Madness in Civilization by Andrew Scull

Mental disorders are and will remain for some time the least understood medical conditions. These days there are more than 900 different conditions that "qualifies" for mental illness.   

In this book, "Madness in Civilization", Andrew Scull has presented historical view about mental disorders. It appears that for past 3000 years we did not make much progress in understanding it. What has changed, however, is how they are treated. Today psycho-pharmacology dominates the field. It is less aggressive form of treatment compared to insulin shock or electroshock therapies (not to mention water boarding therapy developed in 19th century). However, even neurotransmitter based treatment protocols do not treat the condition but simply make mental patients to behave less abnormal (from normal people's point of view).  

In general, the authors heavily relies on Judeo-Christian point of view of mental illness as a condition inflicted by God as a punishment. This is however not universally accepted concept across civilization. For example, among Incas, mental patients were [are] viewed as blessed by God, not as punished [by God] individuals. 

In this book, the author tries to develop the concept that progress in civilization coincides with an increase in number of mental patients.
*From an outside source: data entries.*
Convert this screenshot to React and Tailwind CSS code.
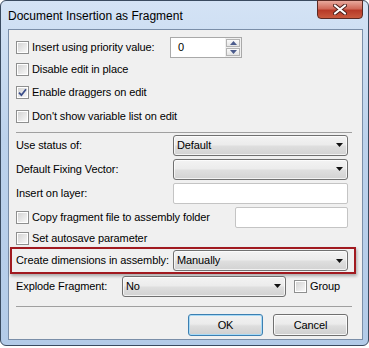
import React from 'react';

// ── Win7-ish checkbox ────────────────────────────────────────────────────────
const Check = ({ checked }) => (
  <span className="w-[13px] h-[13px] shrink-0 border border-[#8e8f8f] bg-white p-px flex">
    <span className="flex-1 flex items-center justify-center bg-[linear-gradient(135deg,#d4d4d4,#f7f7f7)]">
      {checked && (
        <svg width="9" height="9" viewBox="0 0 9 9">
          <path d="M1 4.6 L3.4 7.2 L8 1.2" fill="none" stroke="#3b4e8a" strokeWidth="1.8" />
        </svg>
      )}
    </span>
  </span>
);

const CheckLabel = ({ label, checked, className = '' }) => (
  <div className={`flex items-center gap-[3px] ${className}`}>
    <Check checked={checked} />
    <span>{label}</span>
  </div>
);

// ── Combo box ────────────────────────────────────────────────────────────────
const Combo = ({ value, className = '' }) => (
  <div
    className={`h-[21px] border border-[#707070] rounded-[3px] flex items-center pl-[3px] pr-[4px] bg-[linear-gradient(to_bottom,#f3f3f3,#ececec_45%,#dedede_55%,#d2d2d2)] shadow-[inset_0_0_0_1px_rgba(255,255,255,0.7)] ${className}`}
  >
    <span className="flex-1 leading-none">{value}</span>
    <svg width="7" height="4" viewBox="0 0 7 4">
      <path d="M0 0 H7 L3.5 4 Z" fill="#111" />
    </svg>
  </div>
);

const TextBox = ({ className = '' }) => (
  <div className={`h-[21px] border border-[#c4c4c4] rounded-[2px] bg-white ${className}`} />
);

const Spin = () => (
  <div className="w-[72px] h-[21px] border border-[#a9a9a9] bg-white flex">
    <span className="flex-1 pl-[7px] flex items-center">0</span>
    <div className="w-[16px] flex flex-col p-px gap-px bg-[#f0f0f0]">
      {[0, 1].map((i) => (
        <div key={i} className="flex-1 border border-[#b3b3b3] bg-[linear-gradient(to_bottom,#fafafa,#e4e4e4)] flex items-center justify-center">
          <svg width="7" height="4" viewBox="0 0 7 4">
            <path d={i === 0 ? 'M0 4 H7 L3.5 0 Z' : 'M0 0 H7 L3.5 4 Z'} fill="#4b5b8c" />
          </svg>
        </div>
      ))}
    </div>
  </div>
);

const Separator = () => <div className="ml-[7px] w-[336px] h-px bg-[#a0a0a0]" />;

const LabelRow = ({ label, children }) => (
  <div className="h-[24px] flex items-center pl-[7px]">
    <span className="w-[157px] shrink-0">{label}</span>
    {children}
  </div>
);

export default function App() {
  return (
    <div className="w-[369px] h-[348px] bg-white" style={{ fontFamily: '"Liberation Sans", Arial, sans-serif' }}>
      <div className="w-[369px] h-[346px] border border-[#3a4b60] rounded-[6px] bg-[linear-gradient(to_bottom,#d4e3f5,#bcd2ec_40%,#b3cbe8)] flex flex-col">
        {/* Title bar */}
        <div className="h-[28px] flex items-start pl-[7px] pr-[5px]">
          <span className="mt-[6px] text-[12px] text-black">Document Insertion as Fragment</span>
          <div className="ml-auto mt-[-1px] w-[46px] h-[19px] rounded-b-[4px] border border-[#5a2a24] bg-[linear-gradient(to_bottom,#e8a99d,#d06a5a_45%,#b73a28_55%,#c85a3e)] flex items-center justify-center">
            <svg width="14" height="11" viewBox="0 0 14 11">
              <path d="M2 1.5 L12 9.5 M12 1.5 L2 9.5" stroke="#4a1f1a" strokeWidth="4" strokeLinecap="round" />
              <path d="M2 1.5 L12 9.5 M12 1.5 L2 9.5" stroke="#fff" strokeWidth="2.2" strokeLinecap="round" />
            </svg>
          </div>
        </div>

        {/* Client area */}
        <div className="ml-[7px] w-[355px] h-[311px] border border-[#7a8ea8] bg-[#f0f0f0] text-[11px] tracking-[-0.1px] text-black flex flex-col pt-[6px]">
          <div className="h-[22px] flex items-center pl-[7px]">
            <CheckLabel label="Insert using priority value:" className="w-[154px]" />
            <Spin />
          </div>
          <div className="h-[23px] flex items-center pl-[7px]">
            <CheckLabel label="Disable edit in place" />
          </div>
          <div className="h-[23px] flex items-center pl-[7px]">
            <CheckLabel label="Enable draggers on edit" checked />
          </div>
          <div className="h-[24px] flex items-center pl-[7px]">
            <CheckLabel label="Don't show variable list on edit" />
          </div>

          <div className="mt-[4px]">
            <Separator />
          </div>

          <LabelRow label="Use status of:">
            <Combo value="Default" className="w-[175px]" />
          </LabelRow>
          <LabelRow label="Default Fixing Vector:">
            <Combo value="" className="w-[175px]" />
          </LabelRow>
          <LabelRow label="Insert on layer:">
            <TextBox className="w-[175px]" />
          </LabelRow>
          <div className="h-[24px] flex items-center pl-[7px]">
            <CheckLabel label="Copy fragment file to assembly folder" className="w-[219px]" />
            <TextBox className="w-[113px]" />
          </div>
          <div className="h-[18px] flex items-center pl-[7px]">
            <CheckLabel label="Set autosave parameter" />
          </div>

          {/* Highlighted row */}
          <div className="ml-[1px] w-[346px] h-[27px] border-2 border-[#a11a20] shadow-[1px_2px_3px_rgba(0,0,0,0.3)] flex items-center pl-[4px]">
            <span className="w-[157px] shrink-0">Create dimensions in assembly:</span>
            <Combo value="Manually" className="w-[175px] h-[20px]" />
          </div>

          <div className="h-[24px] flex items-center pl-[7px]">
            <span className="w-[106px] shrink-0">Explode Fragment:</span>
            <Combo value="No" className="w-[164px]" />
            <CheckLabel label="Group" className="ml-[8px] gap-[2px]" />
          </div>

          <div className="mt-[8px]">
            <Separator />
          </div>

          <div className="mt-[7px] flex justify-end gap-[10px] pr-[14px]">
            <button
              type="button"
              className="w-[75px] h-[22px] rounded-[3px] border border-[#3c7fb1] bg-[linear-gradient(to_bottom,#f2f2f2,#ebebeb_45%,#dddddd_55%,#cfcfcf)] shadow-[inset_0_0_0_1px_#a8daf6]"
            >
              OK
            </button>
            <button
              type="button"
              className="w-[75px] h-[22px] rounded-[3px] border border-[#707070] bg-[linear-gradient(to_bottom,#f2f2f2,#ebebeb_45%,#dddddd_55%,#cfcfcf)] shadow-[inset_0_0_0_1px_rgba(255,255,255,0.8)]"
            >
              Cancel
            </button>
          </div>
        </div>
      </div>
    </div>
  );
}
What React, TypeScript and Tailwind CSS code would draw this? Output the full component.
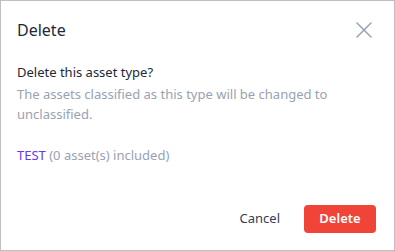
export default function App() {
  return (
    <div className="w-[395px] h-[251px] bg-white border border-[#bfbfbf] flex flex-col font-['Noto_Sans',sans-serif]">
      <div className="flex items-center justify-between pl-4 pr-[22px] pt-[17px]">
        <h2 className="text-base leading-6 text-[#1d2939]">Delete</h2>
        <button className="text-[#98a2b3]">
          <svg width="16" height="16" viewBox="0 0 16 16" fill="none" stroke="currentColor" strokeWidth={1.5} strokeLinecap="round">
            <path d="M1 1L15 15M15 1L1 15" />
          </svg>
        </button>
      </div>
      <div className="px-4 pt-[20px] text-[13px] leading-5">
        <p className="text-[#1d2939]">Delete this asset type?</p>
        <p className="text-[#98a2b3] mt-[2px] pr-4">
          The assets classified as this type will be changed to unclassified.
        </p>
        <p className="mt-[21px] text-[#98a2b3]">
          <span className="text-[#6938ef]">TEST</span> (0 asset(s) included)
        </p>
      </div>
      <div className="mt-auto flex items-center justify-end gap-6 px-[18px] pb-[17px]">
        <button className="text-[13px] text-[#344054]">Cancel</button>
        <button className="h-7 w-[72px] rounded bg-[#f04438] text-[13px] font-semibold text-white">
          Delete
        </button>
      </div>
    </div>
  );
}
However, the author failed to provide clear scientific basis for such concept. Even notion that simple living conditions of pre-industrial societies protected against development of dental disorders is simply too superficial to be taken seriously.

The book contains some valuable information, but not enough to recommend for a reading. In the end, it appears that the author believes that without understanding the biological basis for mental disorders we may never make a breakthrough in its treatment.